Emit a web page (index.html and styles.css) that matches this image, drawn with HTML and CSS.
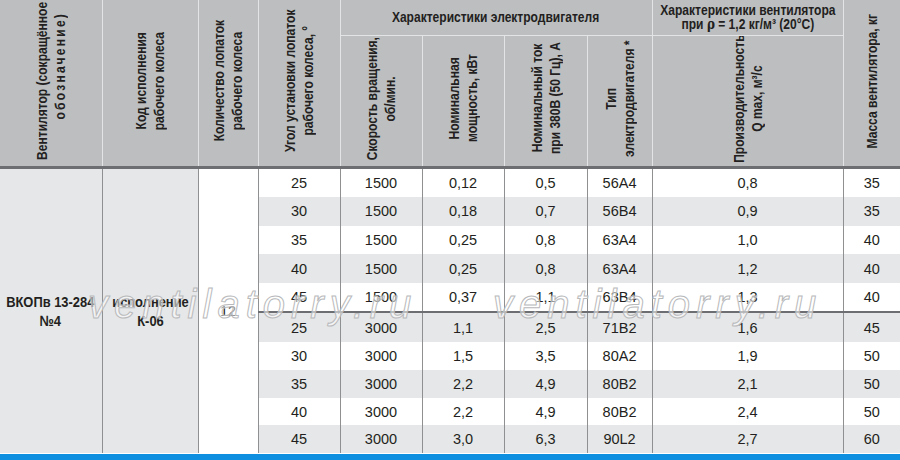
FILE: index.html
```html
<!DOCTYPE html>
<html lang="ru">
<head>
<meta charset="utf-8">
<title>ВКОПв 13-284 №4</title>
<link rel="stylesheet" href="styles.css">
</head>
<body>
<div class="page">
  <div class="sheet">
    <table class="spec">
      <colgroup>
        <col class="c1"><col class="c2"><col class="c3"><col class="c4"><col class="c5">
        <col class="c6"><col class="c7"><col class="c8"><col class="c9"><col class="c10">
      </colgroup>
      <thead>
        <tr class="hr1">
          <th rowspan="2" class="first bottom"><span class="vt">Вентилятор (сокращённое<br><span class="spaced">обозначение)</span></span></th>
          <th rowspan="2" class="bottom"><span class="vt">Код исполнения<br>рабочего колеса</span></th>
          <th rowspan="2" class="bottom"><span class="vt">Количество лопаток<br>рабочего колеса</span></th>
          <th rowspan="2" class="bottom"><span class="vt">Угол установки лопаток<br>рабочего колеса, °</span></th>
          <th colspan="4" class="group"><span class="hs">Характеристики электродвигателя</span></th>
          <th class="group group2"><span class="hs">Характеристики вентилятора<br>при <span class="rho">ρ</span> = 1,2 кг/м³ (20°C)</span></th>
          <th rowspan="2" class="last bottom"><span class="vt">Масса вентилятора, кг</span></th>
        </tr>
        <tr class="hr2">
          <th class="bottom"><span class="vt">Скорость вращения,<br>об/мин.</span></th>
          <th class="bottom"><span class="vt">Номинальная<br>мощность, кВт</span></th>
          <th class="bottom"><span class="vt">Номинальный ток<br>при 380В (50 Гц), А</span></th>
          <th class="bottom"><span class="vt">Тип<br>электродвигателя *</span></th>
          <th class="bottom"><span class="vt">Производительность<br>Q max, м³/с</span></th>
        </tr>
      </thead>
      <tbody>
        <tr>
          <td rowspan="10" class="model first"><span class="hs">ВКОПв 13-284<br>№4</span></td>
          <td rowspan="10" class="model"><span class="hs">исполнение<br>К-06</span></td>
          <td rowspan="10" class="blades">12</td>
          <td>25</td><td>1500</td><td>0,12</td><td>0,5</td><td class="type">56А4</td><td class="type">0,8</td><td class="last">35</td>
        </tr>
        <tr><td>30</td><td>1500</td><td>0,18</td><td>0,7</td><td class="type">56В4</td><td class="type">0,9</td><td class="last">35</td></tr>
        <tr><td>35</td><td>1500</td><td>0,25</td><td>0,8</td><td class="type">63А4</td><td class="type">1,0</td><td class="last">40</td></tr>
        <tr><td>40</td><td>1500</td><td>0,25</td><td>0,8</td><td class="type">63А4</td><td class="type">1,2</td><td class="last">40</td></tr>
        <tr><td>45</td><td>1500</td><td>0,37</td><td>1,1</td><td class="type">63В4</td><td class="type">1,3</td><td class="last">40</td></tr>
        <tr class="sep"><td>25</td><td>3000</td><td>1,1</td><td>2,5</td><td class="type">71В2</td><td class="type">1,6</td><td class="last">45</td></tr>
        <tr class="low"><td>30</td><td>3000</td><td>1,5</td><td>3,5</td><td class="type">80А2</td><td class="type">1,9</td><td class="last">50</td></tr>
        <tr class="low"><td>35</td><td>3000</td><td>2,2</td><td>4,9</td><td class="type">80В2</td><td class="type">2,1</td><td class="last">50</td></tr>
        <tr class="low"><td>40</td><td>3000</td><td>2,2</td><td>4,9</td><td class="type">80В2</td><td class="type">2,4</td><td class="last">50</td></tr>
        <tr class="low"><td>45</td><td>3000</td><td>3,0</td><td>6,3</td><td class="type">90L2</td><td class="type">2,7</td><td class="last">60</td></tr>
      </tbody>
    </table>
    <div class="wm wm1">ventilatorry.ru</div>
    <div class="wm wm2">ventilatorry.ru</div>
  </div>
  <div class="bluebar"></div>
</div>
</body>
</html>
```

FILE: styles.css
```css
html, body {
  margin: 0;
  padding: 0;
  background: #ffffff;
}

.page {
  width: 900px;
  height: 460px;
  overflow: hidden;
  display: flex;
  flex-direction: column;
}

.sheet {
  position: relative;
  flex: 1;
  overflow: hidden;
}

.bluebar {
  height: 6px;
  background: #0f8fe0;
}

.spec {
  width: 900px;
  table-layout: fixed;
  border-collapse: collapse;
  border-spacing: 0;
}

.c1 { width: 102px; }
.c2 { width: 96px; }
.c3 { width: 60px; }
.c4 { width: 82px; }
.c5 { width: 82px; }
.c6 { width: 82px; }
.c7 { width: 83px; }
.c8 { width: 65px; }
.c9 { width: 191px; }
.c10 { width: 57px; }

.spec th {
  background: #bcbec0;
  color: #231f20;
  font-family: "Liberation Sans", Arial, sans-serif;
  font-weight: bold;
  font-size: 14px;
  line-height: 18px;
  padding: 0;
  text-align: center;
  vertical-align: middle;
  border: 1px solid #e3e4e5;
  border-top: none;
  overflow: hidden;
}

.spec .hr1 { height: 35px; }
.spec .hr2 { height: 132px; }

.spec th.bottom {
  border-bottom: 3px solid #6d6e71;
}

.spec th.group {
  line-height: 14px;
  vertical-align: middle;
}

.rho {
  font-family: "DejaVu Serif", serif;
  font-weight: bold;
}

/* condensed bold look: the face is compressed along the reading direction */
.vt {
  display: inline-block;
  writing-mode: vertical-rl;
  transform: rotate(180deg) scaleY(0.86);
  margin: -40px 0;
  text-align: center;
  white-space: nowrap;
}

.hs {
  display: inline-block;
  transform: scaleX(0.86);
  margin: 0 -30px;
  white-space: nowrap;
}

.spaced {
  letter-spacing: 2.6px;
  padding-inline-start: 36px;
}

.spec .first { border-left: none; }
.spec .last { border-right: none; }

.spec td {
  height: 28.6px;
  padding: 0;
  text-align: center;
  vertical-align: middle;
  font-family: "Liberation Sans", Arial, sans-serif;
  font-size: 14.5px;
  color: #231f20;
  border-left: 1px solid #8f9092;
  border-right: 1px solid #8f9092;
  background: #ffffff;
}

.spec tbody tr:nth-child(even) td {
  background: #e6e7e8;
}

.spec tbody tr.low td { height: 27.8px; }

.spec td.type {
  border-left-color: #b5b6b8;
}

.spec tbody td.model {
  background: #e6e7e8;
  font-weight: bold;
  font-size: 15px;
  line-height: 19px;
}

.spec tbody td.blades {
  background: #ffffff;
}

.spec tr.sep td {
  border-top: 2px solid #6d6e71;
}

.wm {
  position: absolute;
  top: 284px;
  font-family: "Liberation Sans", Arial, sans-serif;
  font-style: italic;
  font-size: 40px;
  line-height: 40px;
  letter-spacing: 6px;
  color: rgba(255, 255, 255, 0.55);
  -webkit-text-stroke: 1px #b8b9bb;
  white-space: nowrap;
  pointer-events: none;
}

.wm1 { left: 88px; }
.wm2 { left: 493px; }
```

--- --- ---

**Your instructions**
Restate the whole listing above exactly, except for its images.

**Full solution**
Emit a web page (index.html and styles.css) that matches this image, drawn with HTML and CSS.
FILE: index.html
```html
<!DOCTYPE html>
<html lang="ru">
<head>
<meta charset="utf-8">
<title>ВКОПв 13-284 №4</title>
<link rel="stylesheet" href="styles.css">
</head>
<body>
<div class="page">
  <div class="sheet">
    <table class="spec">
      <colgroup>
        <col class="c1"><col class="c2"><col class="c3"><col class="c4"><col class="c5">
        <col class="c6"><col class="c7"><col class="c8"><col class="c9"><col class="c10">
      </colgroup>
      <thead>
        <tr class="hr1">
          <th rowspan="2" class="first bottom"><span class="vt">Вентилятор (сокращённое<br><span class="spaced">обозначение)</span></span></th>
          <th rowspan="2" class="bottom"><span class="vt">Код исполнения<br>рабочего колеса</span></th>
          <th rowspan="2" class="bottom"><span class="vt">Количество лопаток<br>рабочего колеса</span></th>
          <th rowspan="2" class="bottom"><span class="vt">Угол установки лопаток<br>рабочего колеса, °</span></th>
          <th colspan="4" class="group"><span class="hs">Характеристики электродвигателя</span></th>
          <th class="group group2"><span class="hs">Характеристики вентилятора<br>при <span class="rho">ρ</span> = 1,2 кг/м³ (20°C)</span></th>
          <th rowspan="2" class="last bottom"><span class="vt">Масса вентилятора, кг</span></th>
        </tr>
        <tr class="hr2">
          <th class="bottom"><span class="vt">Скорость вращения,<br>об/мин.</span></th>
          <th class="bottom"><span class="vt">Номинальная<br>мощность, кВт</span></th>
          <th class="bottom"><span class="vt">Номинальный ток<br>при 380В (50 Гц), А</span></th>
          <th class="bottom"><span class="vt">Тип<br>электродвигателя *</span></th>
          <th class="bottom"><span class="vt">Производительность<br>Q max, м³/с</span></th>
        </tr>
      </thead>
      <tbody>
        <tr>
          <td rowspan="10" class="model first"><span class="hs">ВКОПв 13-284<br>№4</span></td>
          <td rowspan="10" class="model"><span class="hs">исполнение<br>К-06</span></td>
          <td rowspan="10" class="blades">12</td>
          <td>25</td><td>1500</td><td>0,12</td><td>0,5</td><td class="type">56А4</td><td class="type">0,8</td><td class="last">35</td>
        </tr>
        <tr><td>30</td><td>1500</td><td>0,18</td><td>0,7</td><td class="type">56В4</td><td class="type">0,9</td><td class="last">35</td></tr>
        <tr><td>35</td><td>1500</td><td>0,25</td><td>0,8</td><td class="type">63А4</td><td class="type">1,0</td><td class="last">40</td></tr>
        <tr><td>40</td><td>1500</td><td>0,25</td><td>0,8</td><td class="type">63А4</td><td class="type">1,2</td><td class="last">40</td></tr>
        <tr><td>45</td><td>1500</td><td>0,37</td><td>1,1</td><td class="type">63В4</td><td class="type">1,3</td><td class="last">40</td></tr>
        <tr class="sep"><td>25</td><td>3000</td><td>1,1</td><td>2,5</td><td class="type">71В2</td><td class="type">1,6</td><td class="last">45</td></tr>
        <tr class="low"><td>30</td><td>3000</td><td>1,5</td><td>3,5</td><td class="type">80А2</td><td class="type">1,9</td><td class="last">50</td></tr>
        <tr class="low"><td>35</td><td>3000</td><td>2,2</td><td>4,9</td><td class="type">80В2</td><td class="type">2,1</td><td class="last">50</td></tr>
        <tr class="low"><td>40</td><td>3000</td><td>2,2</td><td>4,9</td><td class="type">80В2</td><td class="type">2,4</td><td class="last">50</td></tr>
        <tr class="low"><td>45</td><td>3000</td><td>3,0</td><td>6,3</td><td class="type">90L2</td><td class="type">2,7</td><td class="last">60</td></tr>
      </tbody>
    </table>
    <div class="wm wm1">ventilatorry.ru</div>
    <div class="wm wm2">ventilatorry.ru</div>
  </div>
  <div class="bluebar"></div>
</div>
</body>
</html>
```

FILE: styles.css
```css
html, body {
  margin: 0;
  padding: 0;
  background: #ffffff;
}

.page {
  width: 900px;
  height: 460px;
  overflow: hidden;
  display: flex;
  flex-direction: column;
}

.sheet {
  position: relative;
  flex: 1;
  overflow: hidden;
}

.bluebar {
  height: 6px;
  background: #0f8fe0;
}

.spec {
  width: 900px;
  table-layout: fixed;
  border-collapse: collapse;
  border-spacing: 0;
}

.c1 { width: 102px; }
.c2 { width: 96px; }
.c3 { width: 60px; }
.c4 { width: 82px; }
.c5 { width: 82px; }
.c6 { width: 82px; }
.c7 { width: 83px; }
.c8 { width: 65px; }
.c9 { width: 191px; }
.c10 { width: 57px; }

.spec th {
  background: #bcbec0;
  color: #231f20;
  font-family: "Liberation Sans", Arial, sans-serif;
  font-weight: bold;
  font-size: 14px;
  line-height: 18px;
  padding: 0;
  text-align: center;
  vertical-align: middle;
  border: 1px solid #e3e4e5;
  border-top: none;
  overflow: hidden;
}

.spec .hr1 { height: 35px; }
.spec .hr2 { height: 132px; }

.spec th.bottom {
  border-bottom: 3px solid #6d6e71;
}

.spec th.group {
  line-height: 14px;
  vertical-align: middle;
}

.rho {
  font-family: "DejaVu Serif", serif;
  font-weight: bold;
}

/* condensed bold look: the face is compressed along the reading direction */
.vt {
  display: inline-block;
  writing-mode: vertical-rl;
  transform: rotate(180deg) scaleY(0.86);
  margin: -40px 0;
  text-align: center;
  white-space: nowrap;
}

.hs {
  display: inline-block;
  transform: scaleX(0.86);
  margin: 0 -30px;
  white-space: nowrap;
}

.spaced {
  letter-spacing: 2.6px;
  padding-inline-start: 36px;
}

.spec .first { border-left: none; }
.spec .last { border-right: none; }

.spec td {
  height: 28.6px;
  padding: 0;
  text-align: center;
  vertical-align: middle;
  font-family: "Liberation Sans", Arial, sans-serif;
  font-size: 14.5px;
  color: #231f20;
  border-left: 1px solid #8f9092;
  border-right: 1px solid #8f9092;
  background: #ffffff;
}

.spec tbody tr:nth-child(even) td {
  background: #e6e7e8;
}

.spec tbody tr.low td { height: 27.8px; }

.spec td.type {
  border-left-color: #b5b6b8;
}

.spec tbody td.model {
  background: #e6e7e8;
  font-weight: bold;
  font-size: 15px;
  line-height: 19px;
}

.spec tbody td.blades {
  background: #ffffff;
}

.spec tr.sep td {
  border-top: 2px solid #6d6e71;
}

.wm {
  position: absolute;
  top: 284px;
  font-family: "Liberation Sans", Arial, sans-serif;
  font-style: italic;
  font-size: 40px;
  line-height: 40px;
  letter-spacing: 6px;
  color: rgba(255, 255, 255, 0.55);
  -webkit-text-stroke: 1px #b8b9bb;
  white-space: nowrap;
  pointer-events: none;
}

.wm1 { left: 88px; }
.wm2 { left: 493px; }
```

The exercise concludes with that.